I once had a boss, a president of a major ad agency, who asked me in my first interview about how many agencies were in my original job search. “A lot!” was my response. I just wanted to “get my foot in the door” and get my career started. Surely, it would be easy to adapt to the culture of whichever agency graced me with an offer.

He told me that I went about it all wrong. When he was looking for his first job, he thoroughly researched the advertising industry and its biggest and best agencies. He chose the one he felt was best matched to his values, personality, temperament, and other key attributes.  Plan B consisted of three other agencies – just four in total – that were also meticulously screened.

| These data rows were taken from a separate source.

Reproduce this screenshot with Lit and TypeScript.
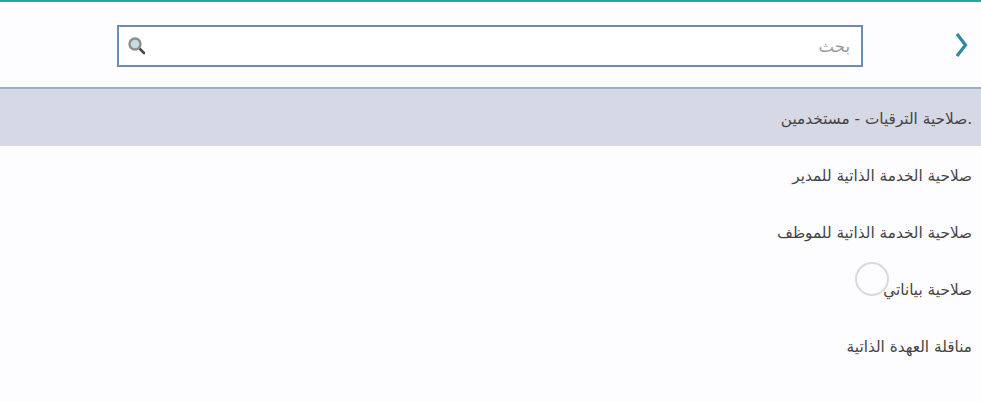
import { LitElement, html, css } from 'lit';
import { customElement } from 'lit/decorators.js';

const ITEMS = [
    '.صلاحية الترقيات - مستخدمين',
    'صلاحية الخدمة الذاتية للمدير',
    'صلاحية الخدمة الذاتية للموظف',
    'صلاحية بياناتي',
    'مناقلة العهدة الذاتية',
];

@customElement('app-root')
export class AppRoot extends LitElement {
    static styles = css`
        :host {
            display: block;
            height: 402px;
            overflow: hidden;
            background: #fdfdff;
            font-family: "DejaVu Sans", sans-serif;
            color: #444;
        }
        .top {
            height: 2px;
            background: #2fa3a8;
        }
        .header {
            box-sizing: border-box;
            height: 87px;
            display: flex;
            align-items: flex-start;
            padding: 23px 0 0 117px;
            border-bottom: 2px solid #8fb0d2;
        }
        .search {
            box-sizing: border-box;
            width: 746px;
            height: 42px;
            display: flex;
            align-items: center;
            justify-content: space-between;
            padding: 0 11px 0 8px;
            border: 2px solid #6c8db0;
            background: #fff;
        }
        .search span {
            direction: rtl;
            font-size: 16.5px;
            color: #999;
        }
        .chevron {
            margin-left: 91px;
            margin-top: 7px;
        }
        .row {
            height: 57px;
            display: flex;
            align-items: center;
            justify-content: flex-end;
            padding: 2px 9px 0 0;
            box-sizing: border-box;
            font-size: 15.3px;
        }
        .row span {
            direction: rtl;
            unicode-bidi: plaintext;
        }
        .row.selected {
            background: #d6d8e6;
        }
        .list {
            position: relative;
        }
        .cursor {
            position: absolute;
            left: 855px;
            top: 173px;
            width: 30px;
            height: 30px;
            border: 2px solid #d8d8e2;
            border-radius: 50%;
        }
    `;

    render() {
        return html`
            <div class="top"></div>
            <div class="header">
                <div class="search">
                    <svg width="20" height="20" viewBox="0 0 20 20">
                        <line x1="11" y1="11" x2="17" y2="17" stroke="#4a4a4a" stroke-width="2.6" stroke-linecap="round"/>
                        <circle cx="8" cy="8" r="5.5" fill="#c4dde4" stroke="#8d8d8d" stroke-width="2.4"/>
                    </svg>
                    <span>بحث</span>
                </div>
                <svg class="chevron" width="16" height="26" viewBox="0 0 16 26" fill="none">
                    <path d="M3 2 L11.5 13 L3 24" stroke="#2f8a9c" stroke-width="3.2"/>
                </svg>
            </div>
            <div class="list">
                ${ITEMS.map((item, i) => html`
                    <div class="row ${i === 0 ? 'selected' : ''}"><span>${item}</span></div>
                `)}
                <div class="cursor"></div>
            </div>
        `;
    }
}
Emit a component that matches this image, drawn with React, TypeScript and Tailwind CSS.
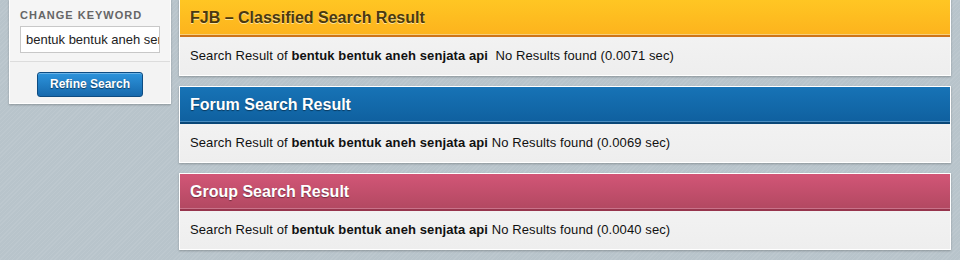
const KEYWORD = "bentuk bentuk aneh senjata api";

const RESULTS = [
  {
    title: "FJB – Classified Search Result",
    head: "bg-[linear-gradient(#ffc623,#fdb31d)] border-[#cf7418] text-[#4a3810] [text-shadow:0_1px_0_rgba(255,235,170,0.9)] shadow-[inset_0_-1px_0_#f6cf7c]",
    time: "0.0071",
    gap: "\u00a0 ",
  },
  {
    title: "Forum Search Result",
    head: "bg-[linear-gradient(#1773b6,#0f609f)] border-[#0a4777] text-white [text-shadow:0_1px_1px_rgba(0,0,0,0.45)] shadow-[inset_0_-1px_0_#4b8dc0]",
    time: "0.0069",
    gap: " ",
  },
  {
    title: "Group Search Result",
    head: "bg-[linear-gradient(#d25677,#b24861)] border-[#97354d] text-white [text-shadow:0_1px_1px_rgba(0,0,0,0.4)] shadow-[inset_0_-1px_0_#c9738a]",
    time: "0.0040",
    gap: " ",
  },
];

export default function App() {
  return (
    <div
      className="flex h-[260px] w-[960px] items-start overflow-hidden bg-[#b8c4cb] bg-[repeating-linear-gradient(135deg,rgba(255,255,255,0.07)_0px,rgba(255,255,255,0.07)_1px,transparent_1px,transparent_3px)]"
      style={{ fontFamily: '"Liberation Sans", Arial, sans-serif' }}
    >
      {/* sidebar */}
      <aside className="ml-[9px] -mt-px w-[162px] border border-white bg-[#f5f5f5] shadow-[0_1px_2px_rgba(0,0,0,0.25)]">
        <div className="px-[10px] pt-[10px] pb-2">
          <div className="text-[11px] font-bold uppercase leading-[11px] tracking-[1px] text-[#666]">
            Change Keyword
          </div>
          <div className="mt-[5px] h-[27px] w-[140px] overflow-hidden border border-[#c8c8c8] bg-white px-[5px] text-[13px] leading-[25px] whitespace-nowrap text-[#222]">
            {KEYWORD}
          </div>
        </div>
        <div className="border-t border-[#dcdcdc] bg-[#f3f3f3] pt-[9px] pb-[6px]">
          <button className="ml-[27px] h-[25px] w-[106px] rounded-[3px] border border-[#0d4c82] bg-[linear-gradient(#2d94dc,#1669ad)] text-[12px] font-bold text-white shadow-[inset_0_1px_0_rgba(255,255,255,0.3)] [text-shadow:0_1px_1px_rgba(0,0,0,0.5)]">
            Refine Search
          </button>
        </div>
      </aside>

      {/* results */}
      <main className="ml-[8px] -mt-px flex w-[772px] flex-col gap-[10px]">
        {RESULTS.map((r) => (
          <section key={r.title} className="border border-white bg-[#f0f0f0] shadow-[0_1px_2px_rgba(0,0,0,0.25)]">
            <h2 className={`h-[37px] border-b-2 pl-[10px] text-[16px] font-bold leading-[35px] ${r.head}`}>
              {r.title}
            </h2>
            <p className="h-[38px] bg-[linear-gradient(#f2f2f2,#eeeeee)] pl-[10px] text-[13px] leading-[37px] tracking-[0.1px] text-[#111]">
              Search Result of <b>{KEYWORD}</b>
              {r.gap}No Results found ({r.time} sec)
            </p>
          </section>
        ))}
      </main>
    </div>
  );
}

Superior matchmaking, based on his carefully thought-out criteria, won the day as his first choice came through. He stayed at this agency for 15 years, working his way up from entry level to General Manager of a major regional office before moving on to become president of the agency where he hired me.

It was a great lesson in how to approach a job interview, hammering home the importance of knowing who you are and leveraging that understanding to zero in on those in your target who are aligned with your values – that is, you “get” them and they “get” you.

That’s the real value of personal branding. It’s an understanding of what you bring to the world, knowing how you are truly different than others, and having a blueprint for living as expressed in well-defined values. Values that must be shared by any company where you’d consider working – or any person with whom you’d consider spending time.